What’s in your ‘all-butter’ mince pie? A lot of other stuff
The rising cost of ingredients means manufacturers are switching to cheaper options
Once December arrives it’s open season on mince pies in our house. Pudding and cake can wait until Christmas week, but those fruity pies are perfect for the run-up.
The best ones may be homemade, but there are some pretty good ones in the shops too. My favourites are the Starry Pies from the Foods of Athenry because they are as Irish as they can be, taste great and have few allergens, which is helpful when you don’t know who may be popping by for a Christmas drink and a little something.
They have nuts, but no gluten, eggs or dairy. In place of butter, they use non-hydrogenated margarine made using rapeseed oil and sustainable palm oil. They also have glucose-fructose syrup, which is similar to the high-fructose corn syrup blamed by many in the US for some of its obesity problems. This syrup is cheaper than sugar and easy to work with so ingredients manufacturers love it.
It pops up here as an ingredient of the glace cherries and the mixed peel, which are bought in ready made.
Even those who make their own pies will find that the glace fruits on sale in supermarkets are often half glucose-fructose syrup. Ready-made mincemeat in jars has glucose-fructose syrup for that same reason. It’s not something you would want to have all the time, but then mince pies are not on sale all year round.

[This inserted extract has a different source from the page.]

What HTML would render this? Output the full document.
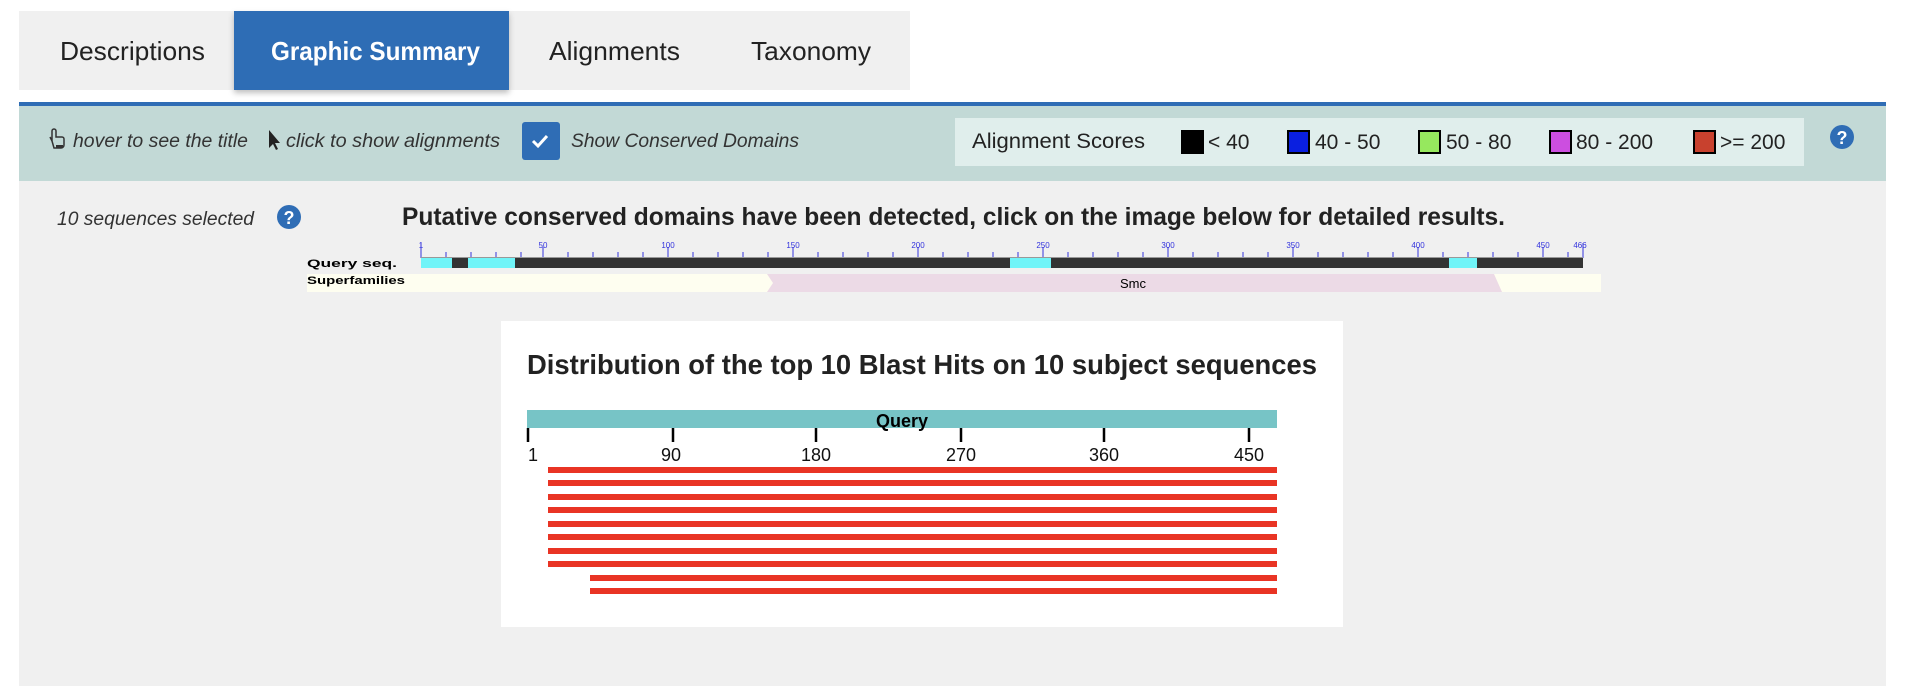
<!DOCTYPE html>
<html><head><meta charset="utf-8"><style>
html,body{margin:0;padding:0;background:#fff;width:1910px;height:686px;overflow:hidden}
svg{display:block}
text{font-family:"Liberation Sans",sans-serif}
</style></head><body>
<svg width="1910" height="686" viewBox="0 0 1910 686" xmlns="http://www.w3.org/2000/svg">
<defs><filter id="sh" x="-10%" y="-10%" width="120%" height="130%"><feDropShadow dx="0" dy="3" stdDeviation="3" flood-color="#000" flood-opacity="0.25"/></filter></defs>
<rect x="19" y="11" width="891" height="79" fill="#f0f0f0"/>
<rect x="234" y="11" width="275" height="79" fill="#2f6db5" filter="url(#sh)"/>
<text x="60" y="60" font-size="26" fill="#222" textLength="145" lengthAdjust="spacingAndGlyphs">Descriptions</text>
<text x="271" y="60" font-size="26" font-weight="bold" fill="#fff" textLength="209" lengthAdjust="spacingAndGlyphs">Graphic Summary</text>
<text x="549" y="60" font-size="26" fill="#222" textLength="131" lengthAdjust="spacingAndGlyphs">Alignments</text>
<text x="751" y="60" font-size="26" fill="#222" textLength="120" lengthAdjust="spacingAndGlyphs">Taxonomy</text>
<rect x="19" y="102" width="1867" height="4" fill="#2f6db5"/>
<rect x="19" y="106" width="1867" height="75" fill="#c2d9d6"/>
<rect x="19" y="181" width="1867" height="505" fill="#f0f0f0"/>
<path d="M52 141 l0-10 a2 2 0 0 1 4 0 l0 6 l6 0 a2 2 0 0 1 2 2 l0 6 a3 3 0 0 1-3 3 l-7 0 z M50 137 l2 4" fill="none" stroke="#333" stroke-width="1.5"/>
<rect x="56" y="145" width="7" height="3" fill="#333"/>
<text x="73" y="147" font-size="19" font-style="italic" fill="#333" textLength="175" lengthAdjust="spacingAndGlyphs">hover to see the title</text>
<path d="M269 130 l0 18 l4-4 l3 6 l2-1 l-3-6 l5 0 z" fill="#222"/>
<text x="286" y="147" font-size="19" font-style="italic" fill="#333" textLength="214" lengthAdjust="spacingAndGlyphs">click to show alignments</text>
<rect x="522" y="122" width="38" height="38" rx="3" fill="#2f6db5"/>
<path d="M533 141 l5 5 l9-10" fill="none" stroke="#fff" stroke-width="3"/>
<text x="571" y="147" font-size="19" font-style="italic" fill="#333" textLength="228" lengthAdjust="spacingAndGlyphs">Show Conserved Domains</text>
<rect x="955" y="118" width="849" height="48" fill="#e0eeec"/>
<text x="972" y="148" font-size="21" fill="#222" textLength="173" lengthAdjust="spacingAndGlyphs">Alignment Scores</text>
<rect x="1182" y="131" width="21" height="22" fill="#000" stroke="#000" stroke-width="2"/>
<text x="1208" y="149" font-size="21" fill="#222">&lt; 40</text>
<rect x="1288" y="131" width="21" height="22" fill="#0a1fe0" stroke="#000" stroke-width="2"/>
<text x="1315" y="149" font-size="21" fill="#222">40 - 50</text>
<rect x="1419" y="131" width="21" height="22" fill="#96e85e" stroke="#000" stroke-width="2"/>
<text x="1446" y="149" font-size="21" fill="#222">50 - 80</text>
<rect x="1550" y="131" width="21" height="22" fill="#cc4ee0" stroke="#000" stroke-width="2"/>
<text x="1576" y="149" font-size="21" fill="#222">80 - 200</text>
<rect x="1694" y="131" width="21" height="22" fill="#c8412e" stroke="#000" stroke-width="2"/>
<text x="1720" y="149" font-size="21" fill="#222">&gt;= 200</text>
<circle cx="1842" cy="137" r="12" fill="#2f6db5"/>
<text x="1842" y="144" font-size="18" font-weight="bold" fill="#fff" text-anchor="middle">?</text>
<text x="57" y="225" font-size="19" font-style="italic" fill="#333" textLength="197" lengthAdjust="spacingAndGlyphs">10 sequences selected</text>
<circle cx="289" cy="217" r="12" fill="#2f6db5"/>
<text x="289" y="224" font-size="18" font-weight="bold" fill="#fff" text-anchor="middle">?</text>
<text x="402" y="225" font-size="25" font-weight="bold" fill="#222" textLength="1103" lengthAdjust="spacingAndGlyphs">Putative conserved domains have been detected, click on the image below for detailed results.</text>
<g font-family="Liberation Mono,monospace">
<g stroke="#3333dd" stroke-width="1">
<path d="M421 243v15 M446 252v6 M471 252v6 M496 252v6 M521 252v6 M543 247v11 M568 252v6 M593 252v6 M618 252v6 M643 252v6 M668 247v11 M693 252v6 M718 252v6 M743 252v6 M768 252v6 M793 247v11 M818 252v6 M843 252v6 M868 252v6 M893 252v6 M918 247v11 M943 252v6 M968 252v6 M993 252v6 M1018 252v6 M1043 247v11 M1068 252v6 M1093 252v6 M1118 252v6 M1143 252v6 M1168 247v11 M1193 252v6 M1218 252v6 M1243 252v6 M1268 252v6 M1293 247v11 M1318 252v6 M1343 252v6 M1368 252v6 M1393 252v6 M1418 247v11 M1443 252v6 M1468 252v6 M1493 252v6 M1518 252v6 M1543 247v11 M1568 252v6 M1583 243v15"/>
</g>
<g font-size="8" fill="#3333dd" text-anchor="middle">
<text x="421" y="248">1</text><text x="543" y="248">50</text><text x="668" y="248">100</text><text x="793" y="248">150</text><text x="918" y="248">200</text><text x="1043" y="248">250</text><text x="1168" y="248">300</text><text x="1293" y="248">350</text><text x="1418" y="248">400</text><text x="1543" y="248">450</text><text x="1580" y="248">466</text>
</g>
<rect x="421" y="257" width="1162" height="11" fill="#333"/>
<rect x="421" y="257" width="1162" height="1" fill="#999"/>
<rect x="421" y="258" width="31" height="10" fill="#70f4f8"/>
<rect x="468" y="258" width="47" height="10" fill="#70f4f8"/>
<rect x="1010" y="258" width="41" height="10" fill="#70f4f8"/>
<rect x="1449" y="258" width="28" height="10" fill="#70f4f8"/>
<text x="307" y="267" font-size="11" font-weight="bold" fill="#000" textLength="90" lengthAdjust="spacingAndGlyphs">Query seq.</text>
<rect x="307" y="274" width="1294" height="18" fill="#fefef0"/>
<path d="M767 274 L1494 274 L1502 292 L767 292 L773 283 Z" fill="#ecdae6"/>
<text x="307" y="284" font-size="11" font-weight="bold" fill="#000" textLength="98" lengthAdjust="spacingAndGlyphs">Superfamilies</text>
<text x="1133" y="288" font-size="13" fill="#000" text-anchor="middle">Smc</text>
</g>
<rect x="501" y="321" width="842" height="306" fill="#fff"/>
<text x="527" y="374" font-size="28" font-weight="bold" fill="#222" textLength="790" lengthAdjust="spacingAndGlyphs">Distribution of the top 10 Blast Hits on 10 subject sequences</text>
<rect x="527" y="410" width="750" height="18" fill="#77c4c6"/>
<text x="902" y="427" font-size="18" font-weight="bold" fill="#000" text-anchor="middle">Query</text>
<g stroke="#000" stroke-width="2.5"><path d="M528 428v14 M673 428v14 M816 428v14 M961 428v14 M1104 428v14 M1249 428v14"/></g>
<g font-size="18" fill="#111" text-anchor="middle">
<text x="533" y="461">1</text><text x="671" y="461">90</text><text x="816" y="461">180</text><text x="961" y="461">270</text><text x="1104" y="461">360</text><text x="1249" y="461">450</text>
</g>
<g fill="#e93424">
<rect x="548" y="467" width="729" height="6"/>
<rect x="548" y="480" width="729" height="6"/>
<rect x="548" y="494" width="729" height="6"/>
<rect x="548" y="507" width="729" height="6"/>
<rect x="548" y="521" width="729" height="6"/>
<rect x="548" y="534" width="729" height="6"/>
<rect x="548" y="548" width="729" height="6"/>
<rect x="548" y="561" width="729" height="6"/>
<rect x="590" y="575" width="687" height="6"/>
<rect x="590" y="588" width="687" height="6"/>
</g>
</svg>
</body></html>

So this sweet syrup is in most of the mince pies I found on sale, except for those in the Tesco Free From range. These have their own foibles including an allergy warning in pink that they may contain peanuts. This means they have been made in a factory that also handles products with nuts in them.
A surprising number of brands including Lidl’s Favorina range have a similar note in tiny writing on the back of the packet, which is shocking considering peanuts can be fatal to those with an allergy.
Given that many of the pies sold here are made in factories in the UK or farther afield, it shouldn’t be surprising how similar some are. Aldi’s All-butter Specially Selected classic mince pies with Courvoisier VS cognac are remarkably like Tesco’s finest All-butter pastry deep filled mince pies with Courvoisier VS cognac.
The biggest difference is that the Tesco ones have cottonseed oil, a cheap by-product of the cotton farming industry, which is commonly used in the US in mayonnaise, margarine and baked goods.
So don’t be fooled by the words “all-butter” on the cover of packets of these or other mince pies, those words refer only to the pastry, not to the filling which usually contains other oils such as sunflower or rapeseed.
British consumer magazine Which reported recently that the rising cost of ingredients, such as butter and dried fruit, means that manufacturers are switching to cheaper options to keep prices down.
Serving sizes on sweet treats in supermarkets can often be more confusing than helpful. With mince pies, however, one pie is a serving. So it’s easier to compare. It’s worth taking the time to look because the size of each pie and the number of calories it has can be quite different. Ignoring the mini-ones, the average size varies from a standard 54g to 75g from the Foods of Athenry.
The calorie count varies too ranging from 210kcal for Marks and Spencer’s standard all-butter pies up to 260kcal for Tesco’s Free From pies, though to be fair they weigh a hefty 68g each.
Deep filled pies are often the most calorific, though not necessarily the ones with the buttery pastry. It’s written on the front of most packets for easy comparison or on the nutrition information panel.
There are other symbols that have nothing to do with food. One of these is what looks like a little drawing of a tree with a tick attached and the letters FSC underneath on Marks and Spencer’s packaging. It indicates that the British retailer has made a commitment to use sustainable wood certified by the Forest Stewardship Council, an international non-profit organisation that promotes responsible management of the world’s forests.
Marks & Spencer asks suppliers to use FSC wood not only for its furniture but also for the wood used to build and fit its stores, to make the wood and paper products used to run the business, in marketing materials and its paper packaging.
So even in eating mince pies, we can help to make a difference.